Killed in Action on Thursday, 20th April 1916, age 39.
Commemorated on Panel 18 and 63 of Basra Memorial, Basra, Iraq.
9th Bn., Worcestershire Regiment. 39th Brigade of 13th Division.
Son of Mr William and Mrs Eliza Baxter, of 244 Toll End Road, Ocker Hill, Tipton, Staffs.
Born: Tipton, Enlisted: Tipton, Resident: Unknown.
First landed Balkans, 15th September 1915.
Medal entitlement: 1914-15 Star, British War Medal, Victory Medal.
Soldier's Papers at National Archives did not survive.
Commemorated on the Tipton Library Memorial.
Commemorated here because he appears on a Tipton memorial.
Link to Commonwealth War Graves Site: www.cwgc.org/find-war-dead/casualty/1655395/
16 Eagle Lane, Tipton, Staffs.
Boarding at 16 Eagle Lane, Tipton with Peter and Catherine Hickman
David Baxter (24, Bargeman, born Tipton).
His parents, William and Eliza, were living nearby in Toll End Road, Tipton.
58 Bridge Road, Toll End, Tipton, Staffs.
William Baxter (63, Brick Maker, born Wednesbury), and his wife Eliza (58, born Dudley), and 4 of their 12 surviving children: David (34, Boatman, born Tipton), John (25, Stationary Engine Driver, born Tipton), Mary Ann (21, Sausage Filler, born Tipton) and Hannah (16, at home, born Tipton).
It is possible that David Baxter was a friend of Martin Melia who was killed on 7th June 1916 also serving with the 9th Royal Warwicks. They had enlisted at the same time as their Army Numbers which were just 2 different, were the same age, and lived quite near to each other.
After David's death, his outstanding army pay and allowances amounted to £9/19/11d (9 pounds, 19 shillings and 11 pence); this was paid to his father, William, in April 1918. His War Gratuity was £3/0/0d (3 pounds exactly), this was also paid to father in October 1919. The value of the War Gratuity suggests that David had enlisted within the previous 12 months.
A pension of 7/6d (7 shillings and 6 pence) per week for life was awarded to David's mother, Mrs Eliza Baxter living at 244 Toll End Road, TIpton. This pension ceased in January 1928 on the death of David's father, WIlliam Baxter, Eliza had pre-deceased her husband.
The 9th Worcesters were in 39th Brigade of the 13th (Western) Division, and landed in Gallipoli in July 1915. When David Baxter arrived as a reinforcement on 15th September 1915, most of the Gallipoli campaign battles had already been fought.

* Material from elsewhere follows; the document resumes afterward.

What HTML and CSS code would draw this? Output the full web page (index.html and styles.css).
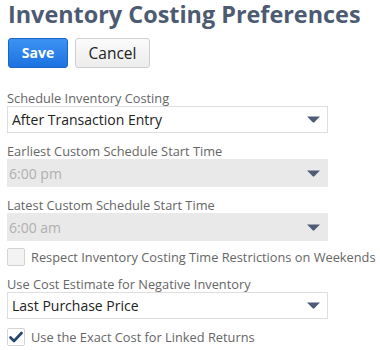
FILE: index.html
```html
<!DOCTYPE html>
<html>
<head>
<meta charset="utf-8">
<link rel="stylesheet" href="styles.css">
</head>
<body>
<div class="page">
  <h1 class="title">Inventory Costing Preferences</h1>
  <div class="actions">
    <button class="btn btn-primary">Save</button>
    <button class="btn btn-default">Cancel</button>
  </div>

  <div class="field">
    <div class="label">Schedule Inventory Costing</div>
    <div class="select">
      <span class="value">After Transaction Entry</span>
      <svg class="caret" width="13" height="7" viewBox="0 0 13 7"><path d="M0 0.5 H13 L7.3 6.3 Q6.5 7 5.7 6.3 Z" fill="#4e5d75"/></svg>
    </div>
  </div>

  <div class="field">
    <div class="label">Earliest Custom Schedule Start Time</div>
    <div class="select disabled">
      <span class="value">6:00 pm</span>
      <svg class="caret" width="13" height="7" viewBox="0 0 13 7"><path d="M0 0.5 H13 L7.3 6.3 Q6.5 7 5.7 6.3 Z" fill="#4e5d75"/></svg>
    </div>
  </div>

  <div class="field">
    <div class="label">Latest Custom Schedule Start Time</div>
    <div class="select disabled">
      <span class="value">6:00 am</span>
      <svg class="caret" width="13" height="7" viewBox="0 0 13 7"><path d="M0 0.5 H13 L7.3 6.3 Q6.5 7 5.7 6.3 Z" fill="#4e5d75"/></svg>
    </div>
  </div>

  <div class="check-row">
    <span class="checkbox"></span>
    <span class="check-label">Respect Inventory Costing Time Restrictions on Weekends</span>
  </div>

  <div class="field">
    <div class="label">Use Cost Estimate for Negative Inventory</div>
    <div class="select">
      <span class="value">Last Purchase Price</span>
      <svg class="caret" width="13" height="7" viewBox="0 0 13 7"><path d="M0 0.5 H13 L7.3 6.3 Q6.5 7 5.7 6.3 Z" fill="#4e5d75"/></svg>
    </div>
  </div>

  <div class="check-row check-row-last">
    <span class="checkbox checked">
      <svg width="14" height="12" viewBox="0 0 14 12"><path d="M1.5 6.5 L5 10 L12.5 2" fill="none" stroke="#24476f" stroke-width="2.6" stroke-linecap="round" stroke-linejoin="round"/></svg>
    </span>
    <span class="check-label">Use the Exact Cost for Linked Returns</span>
  </div>
</div>
</body>
</html>
```

FILE: styles.css
```css
html, body {
  margin: 0;
  padding: 0;
  background: #fff;
}
body {
  font-family: "Open Sans", "Noto Sans", sans-serif;
}
.page {
  padding: 0 0 0 7px;
  width: 373px;
}
.title {
  margin: 0;
  padding-left: 1px;
  font-size: 23.4px;
  line-height: 28px;
  font-weight: 700;
  color: #4c5a72;
  white-space: nowrap;
}
.actions {
  display: flex;
  gap: 7px;
  margin-top: 10px;
  padding-left: 1px;
}
.btn {
  font-family: "Open Sans", "Noto Sans", sans-serif;
  height: 30px;
  border-radius: 3px;
  padding: 0;
  line-height: 28px;
  cursor: pointer;
}
.btn-primary {
  width: 60px;
  font-size: 14px;
  color: #fff;
  font-weight: 700;
  background: linear-gradient(#3d92f2, #1c73e0);
  border: 1px solid #1a66c7;
}
.btn-default {
  width: 75px;
  font-size: 15.5px;
  color: #222;
  font-weight: 400;
  background: linear-gradient(#fbfbfb, #ececec);
  border: 1px solid #cfcfcf;
}
.actions + .field {
  margin-top: 22px;
}
.label {
  font-size: 12.8px;
  line-height: 16px;
  color: #666;
}
.select {
  display: flex;
  align-items: center;
  justify-content: space-between;
  width: 321px;
  height: 27px;
  box-sizing: border-box;
  border: 1px solid #dedede;
  background: #fff;
  padding: 0 7px 0 4px;
  margin-bottom: 10px;
  margin-top: 0;
}
.select .value {
  font-size: 14px;
  color: #222;
}
.select.disabled {
  background: #e9e9e9;
  border-color: #e9e9e9;
  height: 28px;
}
.select.disabled .value {
  color: #b0b0b0;
  margin-left: -3px;
}
.check-row {
  display: flex;
  align-items: center;
  gap: 6px;
  margin: -3px 0 10px 0;
}
.check-row-last {
  margin-top: -1px;
}
.checkbox {
  flex: none;
  width: 18px;
  height: 18px;
  box-sizing: border-box;
  border: 1px solid #d4d4d4;
  background: #f3f3f3;
  border-radius: 2px;
  display: flex;
  align-items: center;
  justify-content: center;
}
.checkbox.checked {
  background: #fff;
}
.check-label {
  font-size: 12.8px;
  color: #666;
  white-space: nowrap;
}
```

The Gallipoli campaign was abandoned, and the 9th Worcesters were evacuated in January 1916. They were transported via Mudros, Eygpt, then on to Basra in early March 1916. At this stage General Townshend's forces had been besieged in Kut for 2 months, operations in this theatre were with the sole aim of relieving the garrison at Kut.
Attacks by the 13th Division along the north bank of the River Tigris had been successful at Hanna and Falahiya positions, but the third attack, at Sannaiyat, had failed badly on 9th April. A continuation of this attack seemed impossible, so the focus moved south of the Tigris to Bait Isa.
The 3rd Indian Division successfully took Bait Isa on 17th April, but strong counter-attacks on that evening as it became dark caused the 3rd Indian Division's line live to break. The 9th Worcesters were able to advance and stem this breach by the morning of 18th April. Kut was still besieged so the resumption of the advance was imperative.
The attack was planned for early in the morning of 19th April. Unfortunately the river level rose, and during the night the Turks were able to flood the ground in front of the Worcesters. The advance was impossible, with men sinking up to their armpits. Attempts were made over the 19th and 20th April to find a route through the marsh, but it was impassable. The advance was abandoned and the Worcesters relieved on the night of the 20th. Further attempts in the next week to reach Kut also failed, and the garrison surrendered on 29th April.
William Baxter was killed in action on 20th April during the attack at Bait Isa. He has no known grave and is commemorated on the Basra Memorial.